The Competition Authority of Kenya (CAK, or the Authority) issued a public notice to members of professional associations who are seeking to set minimum chargeable fees for their members notifying them that they need to comply with the provisions of the Competition Act. The Competition Act (the Act) provides for parties to file an application for an exemption on behalf of any association whose agreements may contravene the Act. Notably, the determination of an exemption application factors in public-interest considerations. In addition to this, when an exemption is granted, the same is not perpetual the period of validity of the exemption is at the discretion of the Authority.

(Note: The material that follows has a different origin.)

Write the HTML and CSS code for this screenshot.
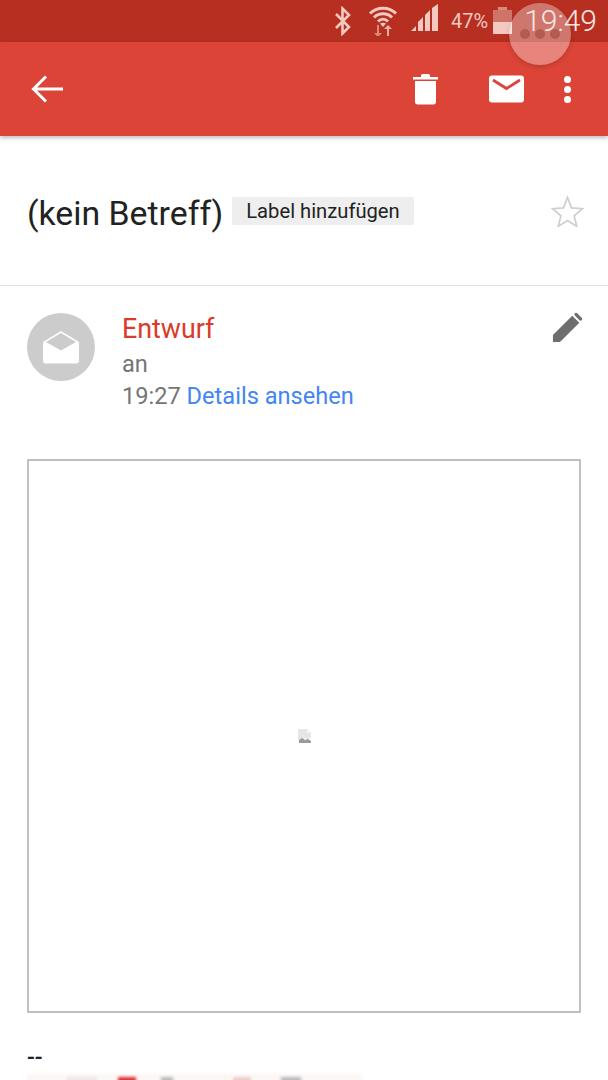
FILE: index.html
```html
<!DOCTYPE html>
<html lang="de">
<head>
    <meta charset="UTF-8">
    <title>Entwurf</title>
    <link rel="stylesheet" href="styles.css">
</head>
<body>
    <div class="phone">
        <div class="statusbar">
            <svg class="st-bt" width="20" height="30" viewBox="0 0 20 30"><path d="M3 8l13 13-6.500 6.500V2.500L16 9 3 22" fill="none" stroke="#f3c9c2" stroke-width="2.600"/></svg>
            <svg class="st-wifi" width="30" height="32" viewBox="0 0 30 32">
                <path d="M2 9.500C9 2.500 21 2.500 28 9.500M6 13.500c5-5 13-5 18 0M10 17.500c3-3 7-3 10 0" fill="none" stroke="#f3c9c2" stroke-width="3"/>
                <path d="M15 23l-3-3.500c2-1 4-1 6 0z" fill="#f3c9c2"/>
                <path d="M9 21v8H6l4 4 4-4h-3v-8z" fill="#d98a7f"/>
                <path d="M19 33v-8h-3l4-4 4 4h-3v8z" fill="#e8b0a6"/>
            </svg>
            <svg class="st-signal" width="28" height="28" viewBox="0 0 28 28">
                <path d="M0 27l5-5v5zM7 27v-9l5-5v14zM14 27V11l5-5v21zM21 27V4l6-4v27z" fill="#f3c9c2"/>
            </svg>
            <span class="st-pct">47%</span>
            <div class="st-battery"><span class="st-cap"></span><span class="st-empty"></span><span class="st-full"></span></div>
            <span class="st-time">19:49</span>
        </div>

        <div class="toolbar">
            <svg class="back" width="32" height="32" viewBox="0 0 32 32"><path d="M32 16H3M15 3.500L2.500 16 15 28.500" fill="none" stroke="#fff" stroke-width="3"/></svg>
            <div class="tb-actions">
                <svg class="trash" width="25" height="31" viewBox="0 0 25 31"><path d="M0 3h8V1.500C8 .5 9 0 10 0h5c1 0 2 .5 2 1.500V3h8v2.500H0zM2 7h21v21c0 1.500-1 2.500-2.500 2.500h-16C3 30.500 2 29.500 2 28z" fill="#fff"/></svg>
                <svg class="mail" width="35" height="28" viewBox="0 0 35 28"><rect width="35" height="27" y=".5" rx="3" fill="#fff"/><path d="M4 5l13.500 8.500L31 5" fill="none" stroke="#db4437" stroke-width="2.800"/></svg>
                <div class="dots"><i></i><i></i><i></i></div>
            </div>
        </div>

        <div class="subject">
            <h1>(kein Betreff)</h1>
            <span class="chip">Label hinzufügen</span>
            <svg class="star" width="33" height="32" viewBox="0 0 34 32"><path d="M17 2l4.200 10.800 11.300.8-8.700 7.300 2.800 11-9.600-6.100-9.600 6.100 2.800-11L1.500 13.600l11.300-.8z" fill="none" stroke="#cfcfcf" stroke-width="1.800"/></svg>
        </div>

        <div class="sender">
            <div class="avatar">
                <svg width="36" height="34" viewBox="0 0 36 34"><path d="M0 12L18 1l18 11v19c0 1.500-1 2.500-2.500 2.500h-31C1 33.500 0 32.500 0 31z" fill="#fff"/><path d="M3 12L18 3l15 9-15 8.500z" fill="#ccc"/></svg>
            </div>
            <div class="sender-text">
                <div class="sender-name">Entwurf</div>
                <div class="sender-line">an</div>
                <div class="sender-line">19:27 <span class="details">Details ansehen</span></div>
            </div>
            <svg class="pencil" width="32" height="32" viewBox="0 0 34 34"><path d="M1 25.500L21.500 5l7.500 7.500L8.500 33H1zM24 2.500c.8-.8 2-.8 2.800 0l4.700 4.700c.8.800.8 2 0 2.800L29.500 10 24 4.500z" fill="#6e6e6e"/></svg>
        </div>

        <div class="message">
            <div class="image-box">
                <svg width="14" height="15" viewBox="0 0 14 15"><path d="M0 0h9l4 4v4l-3 3-3-2-4 3-3-1z" fill="#e3e7ec"/><path d="M1 14V11l3-2 3 2 3-1 3 2v2z" fill="#9a9a9a"/><path d="M9 0l4 4H9z" fill="#f4f4f4"/></svg>
            </div>
            <div class="sig-dash">--</div>
            <div class="sig-blur"><span class="b1"></span><span class="b2"></span><span class="b3"></span><span class="b4"></span><span class="b5"></span></div>
        </div>

        <div class="touch"><i></i><i></i><i></i></div>
    </div>
</body>
</html>
```

FILE: styles.css
```css
html, body {
    margin: 0;
    background: #fff;
}

.phone {
    position: relative;
    width: 608px;
    height: 1080px;
    overflow: hidden;
    font-family: 'Roboto', sans-serif;
    color: #222;
}

/* status bar */
.statusbar {
    height: 42px;
    background-color: #b62f20;
    display: flex;
    align-items: center;
    padding-right: 11px;
    justify-content: flex-end;
    color: #f3c9c2;
    box-sizing: border-box;
}

.st-bt { margin-right: 15px; }
.st-wifi { margin-right: 13px; align-self: flex-start; margin-top: 4px; }
.st-signal { margin-right: 12px; margin-top: -6px; }

.st-pct {
    font-size: 20px;
    margin-right: 5px;
    margin-top: -1px;
}

.st-battery {
    width: 19px;
    height: 27px;
    margin-right: 12px;
    margin-top: -1px;
    display: flex;
    flex-direction: column;
    align-items: center;
}

.st-cap { width: 9px; height: 3px; background: #d98a7f; }
.st-empty { width: 19px; height: 12px; background: #cf7568; }
.st-full { width: 19px; height: 12px; background: #f3c9c2; }

.st-time {
    font-size: 30px;
    font-weight: 300;
    color: #fae6e2;
    position: relative;
    z-index: 2;
    margin-top: -2px;
}

/* toolbar */
.toolbar {
    height: 94px;
    background-color: #db4437;
    box-shadow: 0 2px 4px rgba(0,0,0,0.25);
    display: flex;
    align-items: center;
    justify-content: space-between;
    padding: 0 37px 0 31px;
    position: relative;
}

.tb-actions {
    display: flex;
    align-items: center;
}

.trash { margin-right: 51px; }
.mail { margin-right: 40px; }

.dots {
    display: flex;
    flex-direction: column;
    gap: 3px;
}

.dots i {
    display: block;
    width: 7px;
    height: 7px;
    border-radius: 50%;
    background: #fff;
}

/* subject */
.subject {
    height: 149px;
    border-bottom: 1px solid #e2e2e2;
    display: flex;
    align-items: center;
    padding: 0 24px 0 27px;
}

.subject h1 {
    margin: 5px 9px 0 0;
    font-size: 33.800px;
    font-weight: 400;
    color: #222;
}

.chip {
    background-color: #eeeeee;
    border-radius: 2px;
    padding: 0 14px;
    height: 28px;
    line-height: 28px;
    font-size: 20.200px;
    color: #222;
}

.star { margin-left: auto; }

/* sender */
.sender {
    display: flex;
    padding: 27px 24px 0 27px;
    height: 173px;
    box-sizing: border-box;
}

.avatar {
    width: 68px;
    height: 68px;
    border-radius: 50%;
    background-color: #cccccc;
    display: flex;
    align-items: center;
    justify-content: center;
    margin-right: 27px;
    flex-shrink: 0;
}

.sender-name {
    color: #db3a2c;
    font-size: 26.800px;
    line-height: 32px;
}

.sender-line {
    color: #757575;
    font-size: 23.600px;
    line-height: 33px;
}

.sender-line:nth-child(2) { margin-top: 3px; }
.sender-line:nth-child(3) { margin-top: -1px; }

.details { color: #4285f4; }

.pencil { margin-left: auto; margin-top: -2px; }

/* message body */
.message { padding: 0 27px; }

.image-box {
    width: 554px;
    height: 554px;
    border: 2px solid #c0c0c0;
    box-sizing: border-box;
    display: flex;
    align-items: center;
    justify-content: center;
}

.image-box svg { margin-left: 2px; }

.sig-dash {
    font-size: 23px;
    font-weight: 500;
    line-height: 24px;
    margin-top: 33px;
    color: #222;
}

.sig-blur {
    margin-top: 4px;
    width: 335px;
    height: 8px;
    background: #fcf6f5;
    display: flex;
    padding: 3px 0 0 40px;
    box-sizing: border-box;
    filter: blur(1.500px);
}

.sig-blur span { display: block; height: 6px; background: #ddd; }
.sig-blur .b1 { width: 30px; background: #f0e8e6; margin-right: 21px; }
.sig-blur .b2 { width: 18px; background: #d33; margin-right: 25px; }
.sig-blur .b3 { width: 12px; background: #bbb; margin-right: 60px; }
.sig-blur .b4 { width: 18px; background: #eecfc9; margin-right: 30px; }
.sig-blur .b5 { width: 20px; background: #bbb; }

/* touch indicator on top of the status bar */
.touch {
    position: absolute;
    left: 509px;
    top: 3px;
    width: 62px;
    height: 62px;
    border-radius: 50%;
    background: rgba(255,255,255,0.35);
    box-shadow: 0 2px 4px rgba(0,0,0,0.15);
    display: flex;
    align-items: center;
    justify-content: center;
    gap: 5px;
}

.touch i {
    width: 10px;
    height: 10px;
    border-radius: 50%;
    background: rgba(130,40,30,0.35);
}
```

Regulation of professional bodies is governed by different sources under Kenyan law. This can occur either through statutory law or rules issued by the professional bodies themselves. In Kenya we have professional bodies regulated by statute and others are wholly self-regulatory. This in turn brings in the issue of self-regulation and regulation by statute. As such, if a professional body is allowed by law to prescribe fees applicable for certain services offered by members of that association. Therefore, in such an instance then the Authority cannot fault such an association because the actions of the association are sanctioned by the law. In such an instance, the correct course of action would be the Authority to first seek intervention from the courts to declare such activities authorized by the law as unlawful and if successful, then any future activities of the association that involve the prescription of fees will be subject to an exemption application.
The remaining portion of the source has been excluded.